I'm torn. On the one hand, I'm glad that the Researchers are finally waking up to what really ought to be a universal truth. On the other hand, I'm pissed off that it took them this long to see what should be as plain as the noses on their faces.

Bullying hurts kids.

DUH.

Comments

frenchpony
Jun. 2nd, 2007 01:43 pm (UTC)
That brought on, by my teacher, "see, you've got PROBLEMS."

Probably said in that sneering, condescending, mock-compassionate voice that nurses* and teachers use when they are about to scold you or stick needles into you, yes? Like having PROBLEMS (and oh yes you do have PROBLEMS and they're sitting at the desks next to you) means that you're some sort of freak who messes up the cute little happy school that they delude themselves into thinking they have.

Right after Columbine, when they were still saying that those kids did it because they were bullied? She said to me "I totally understand."

I said much the same thing, and I was twenty-two at the time.



*Little Sister Pony claims they don't learn The Voice in nursing school, but she still won't tell me where they do pick it up.
saadiira
Jun. 3rd, 2007 04:55 am (UTC)
Yes, there was that, too. I LOATHE that voice, and have a habit of stomping on professionals (verbally, of course) who even THINK about using it on me as an adult.

Yes, indeedy, the problems were all around me. I was in a rock and a hard place situation in school. At one point, someone decided I might be 'hyper' or something, or might have a reading problem (Although by fourth grade, I was testing out at above tenth grade level. Yeah, real problem). No one ever found any real reason, but there was this continuing assumption there was something wrong with me. When I was bullied, they used this as ammo against me.

They placed me in that non-descriminant pile that included the idiots, the violent, and the ones someone labeled at one point or another for no reason at all (That actually turned out to have to do with a teacher early on who did not like little brown children, of which I was close enough to being to warrant her wrath, but that's a whole 'nother saga).

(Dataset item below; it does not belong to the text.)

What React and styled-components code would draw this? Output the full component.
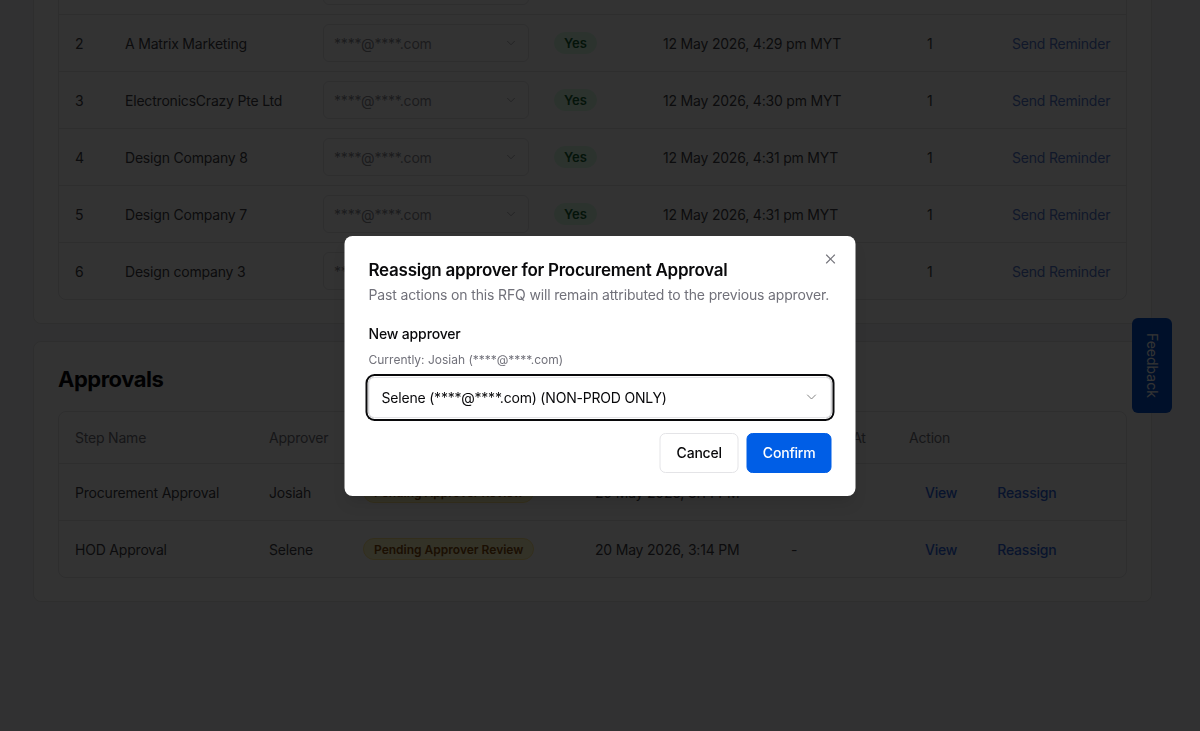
import React from "react"
import styled, { createGlobalStyle } from "styled-components"
import { ChevronDown, X } from "lucide-react"

const GlobalStyle = createGlobalStyle`
  * { box-sizing: border-box; }
  body {
    margin: 0;
    background: #f6f6f7;
    font-family: Inter, "Noto Sans", sans-serif;
    color: #09090b;
    -webkit-font-smoothing: antialiased;
  }
`

// page is scrolled down: the first card starts above the window
const Page = styled.main`
  display: flex;
  flex-direction: column;
  gap: 17px;
  width: 1152px;
  margin-top: -165px;
  padding: 0 0 120px 33px;
`

const Card = styled.section`
  background: #ffffff;
  border: 1px solid #e4e4e7;
  border-radius: 8px;
  padding: 21px 24px 23px;
`

const CardTitle = styled.h2`
  margin: 0 0 16px;
  font-size: 22px;
  line-height: 32px;
  font-weight: 700;
  letter-spacing: -0.5px;
  color: #09090b;
`

const Table = styled.div`
  border: 1px solid #e4e4e7;
  border-radius: 8px;
  overflow: hidden;
`

const Row = styled.div`
  display: grid;
  grid-template-columns: ${p => p.$cols};
  align-items: center;
  height: ${p => (p.$head ? 52 : 57)}px;
  border-bottom: 1px solid #e4e4e7;
  font-size: 14px;
  letter-spacing: -0.2px;
  color: ${p => (p.$head ? "#71717a" : "#3f3f46")};

  &:last-child {
    border-bottom: none;
    height: ${p => (p.$head ? 52 : 56)}px;
  }
`

const Cell = styled.div`
  padding-left: 16px;
  white-space: nowrap;
  display: flex;
  align-items: center;
  gap: 8px;
`

const EmailSelect = styled.div`
  width: 206px;
  height: 38px;
  border: 1px solid #e4e4e7;
  border-radius: 6px;
  display: flex;
  align-items: center;
  justify-content: space-between;
  padding: 0 10px 0 10px;
  color: #8a8a93;
  font-size: 14px;

  svg { color: #a1a1aa; }
`

const Badge = styled.span`
  display: inline-flex;
  align-items: center;
  height: 22px;
  padding: 0 ${p => (p.$tone === "green" ? 9 : 10)}px;
  border-radius: 999px;
  font-weight: 600;
  letter-spacing: 0;
  font-size: ${p => (p.$tone === "green" ? 13 : 12)}px;
  background: ${p => (p.$tone === "green" ? "#dcfce7" : "#fef9c3")};
  color: ${p => (p.$tone === "green" ? "#166534" : "#854d0e")};
  border: 1px solid ${p => (p.$tone === "green" ? "#dcfce7" : "#fde68a")};
`

const LinkText = styled.span`
  color: ${p => (p.$muted ? "#5479cf" : "#2f66de")};
  font-size: 14px;
  font-weight: ${p => (p.$muted ? 400 : 500)};
`

const LinkButton = styled(LinkText)`
  padding: 0 16px;
`

const Feedback = styled.button`
  position: fixed;
  right: 28px;
  top: 318px;
  width: 40px;
  height: 95px;
  border: none;
  border-radius: 6px;
  background: #0050d2;
  color: #ffffff;
  font-family: inherit;
  font-size: 14px;
  writing-mode: vertical-rl;
  display: flex;
  align-items: center;
  justify-content: center;
  padding: 0;
`

const Overlay = styled.div`
  position: fixed;
  inset: 0;
  background: rgba(0, 0, 0, 0.8);
`

const Dialog = styled.div`
  position: fixed;
  left: 50%;
  top: 50%;
  transform: translate(-50%, -50%);
  width: 511px;
  background: #ffffff;
  border-radius: 8px;
  padding: 24px 24px 23px;
  box-shadow: 0 10px 15px -3px rgba(0,0,0,0.1), 0 4px 6px -4px rgba(0,0,0,0.1);
`

const Close = styled.button`
  position: absolute;
  right: 17px;
  top: 15px;
  border: none;
  background: none;
  padding: 0;
  display: flex;
  color: #52525b;
  opacity: 0.8;
`

const DialogTitle = styled.h3`
  margin: 0;
  font-size: 17px;
  line-height: 20px;
  font-weight: 600;
  letter-spacing: -0.25px;
  color: #09090b;
`

const DialogText = styled.p`
  margin: 5px 0 0;
  font-size: 14px;
  line-height: 20px;
  letter-spacing: -0.15px;
  white-space: nowrap;
  color: #71717a;
`

const Field = styled.div`
  margin-top: 19px;
  display: flex;
  flex-direction: column;
`

const Label = styled.label`
  font-size: 14px;
  line-height: 20px;
  font-weight: 500;
  letter-spacing: -0.15px;
  color: #09090b;
`

const Hint = styled.span`
  margin-top: 8px;
  font-size: 12px;
  line-height: 16px;
  color: #71717a;
`

const Select = styled.div`
  margin-top: 9px;
  height: 41px;
  border: 1px solid #e4e4e7;
  border-radius: 6px;
  box-shadow: 0 0 0 1px #ffffff, 0 0 0 3px #09090b;
  display: flex;
  align-items: center;
  justify-content: space-between;
  padding: 0 11px 0 12px;
  font-size: 14px;
  letter-spacing: -0.2px;
  color: #09090b;

  svg { color: #09090b; opacity: 0.5; }
`

const Footer = styled.div`
  margin-top: 15px;
  display: flex;
  justify-content: flex-end;
  gap: 8px;
`

const Button = styled.button`
  height: 40px;
  padding: 0 ${p => (p.$primary ? 15 : 16)}px;
  border-radius: 6px;
  font-family: inherit;
  font-size: 14px;
  font-weight: 500;
  letter-spacing: -0.2px;
  border: 1px solid ${p => (p.$primary ? "#005ee6" : "#e4e4e7")};
  background: ${p => (p.$primary ? "#005ee6" : "#ffffff")};
  color: ${p => (p.$primary ? "#ffffff" : "#09090b")};
`

const supplierCols = "50px 198px 231px 109px 264px 85px 1fr"
const approvalCols = "194px 94px 232px 196px 118px 1fr"

const suppliers = [
  ["1", "Design Company 9", "4:28 pm"],
  ["2", "A Matrix Marketing", "4:29 pm"],
  ["3", "ElectronicsCrazy Pte Ltd", "4:30 pm"],
  ["4", "Design Company 8", "4:31 pm"],
  ["5", "Design Company 7", "4:31 pm"],
  ["6", "Design company 3", "4:32 pm"],
]

const approvals = [
  ["Procurement Approval", "Josiah"],
  ["HOD Approval", "Selene"],
]

export default function App() {
  return (
    <>
      <GlobalStyle />
      <Page>
        <Card>
          <CardTitle>Suppliers</CardTitle>
          <Table>
            <Row $head $cols={supplierCols}>
              <Cell>#</Cell>
              <Cell>Supplier</Cell>
              <Cell>Email</Cell>
              <Cell>Viewed</Cell>
              <Cell>Last Viewed</Cell>
              <Cell>Views</Cell>
              <Cell>Action</Cell>
            </Row>
            {suppliers.map(([no, name, time]) => (
              <Row key={no} $cols={supplierCols}>
                <Cell>{no}</Cell>
                <Cell>{name}</Cell>
                <Cell>
                  <EmailSelect>
                    ****@****.com
                    <ChevronDown size={14} strokeWidth={1.5} />
                  </EmailSelect>
                </Cell>
                <Cell><Badge $tone="green">Yes</Badge></Cell>
                <Cell>12 May 2026, {time} MYT</Cell>
                <Cell>1</Cell>
                <Cell><LinkText $muted>Send Reminder</LinkText></Cell>
              </Row>
            ))}
          </Table>
        </Card>

        <Card>
          <CardTitle>Approvals</CardTitle>
          <Table>
            <Row $head $cols={approvalCols}>
              <Cell>Step Name</Cell>
              <Cell>Approver</Cell>
              <Cell>Status</Cell>
              <Cell>Assigned At</Cell>
              <Cell>Actioned At</Cell>
              <Cell>Action</Cell>
            </Row>
            {approvals.map(([step, who]) => (
              <Row key={step} $cols={approvalCols}>
                <Cell>{step}</Cell>
                <Cell>{who}</Cell>
                <Cell><Badge $tone="yellow">Pending Approver Review</Badge></Cell>
                <Cell>20 May 2026, 3:14 PM</Cell>
                <Cell>-</Cell>
                <Cell>
                  <LinkButton>View</LinkButton>
                  <LinkButton>Reassign</LinkButton>
                </Cell>
              </Row>
            ))}
          </Table>
        </Card>
      </Page>

      <Feedback>Feedback</Feedback>

      <Overlay />
      <Dialog role="dialog">
        <Close aria-label="Close"><X size={16} strokeWidth={1.75} /></Close>
        <DialogTitle>Reassign approver for Procurement Approval</DialogTitle>
        <DialogText>Past actions on this RFQ will remain attributed to the previous approver.</DialogText>
        <Field>
          <Label>New approver</Label>
          <Hint>Currently: Josiah (****@****.com)</Hint>
          <Select>
            Selene (****@****.com) (NON-PROD ONLY)
            <ChevronDown size={16} strokeWidth={1.5} />
          </Select>
        </Field>
        <Footer>
          <Button>Cancel</Button>
          <Button $primary>Confirm</Button>
        </Footer>
      </Dialog>
    </>
  )
}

The others in that class LOATHED me, because I sat there getting easy A's, then reading novels. I also did not assault others, for all I was actually bigger than most (Which increased the target on my back). I clearly did not belong. The ones outside of there victimized me at will, because there was an extra level of no one believing me, and, again, I did not belong (Whereas many of them, clearly, DID, truly).

In eighth grade, I went mid-year from that, to all honours(The bulling and name calling lingered through twelfth grade, though no one knew why. They assumed it was my weight, and it became that, and I never got a shot at popularity, for sure, though I was very popular any time I left my home town, like at camp, etc).

They'd been using my being the victim of bullying to justify keeping me where I was, saying I had to be bringing it on, and therefore, be a behaviour problem. There was no other earthly 'reason', and my parents finally had had enough of it. I was testing at that point with a reading level of college graduate, and other than slapping that girl back in fifth grade, had NEVER done a THING to anyone else. Any rules I'd ever broken, actually, were directly related to attempts to escape bullies. School did not have anything to do with my abilities in reading. I got alot of that on my own (which is why I am still learning some of what I missed when it comes to basic spelling/grammar, in spite of the english degree. lol.)

-Dira-
frenchpony
Jun. 3rd, 2007 08:49 pm (UTC)
There is a difference between being a problem and having a problem. It's a distinction that a surprising number of people just don't get. You think it's something in the water?
saadiira
Jun. 4th, 2007 12:20 pm (UTC)
I think it must be. It's shocking the number of people out there who are more than happy to blame the victim. I think it might come from their own fear of finding themselves in the same place. If victims of anything do something 'wrong', well, then, they can feel safe, because obviously, THEY didn't.

It also might just mean they have to do something about it, and too many people in positions of power can't be hung to bother.

-Dira-
frenchpony
Jun. 4th, 2007 01:11 pm (UTC)
It also might just mean they have to do something about it, and too many people in positions of power can't be hung to bother.

I'll take the ghost's word for a thousand pounds!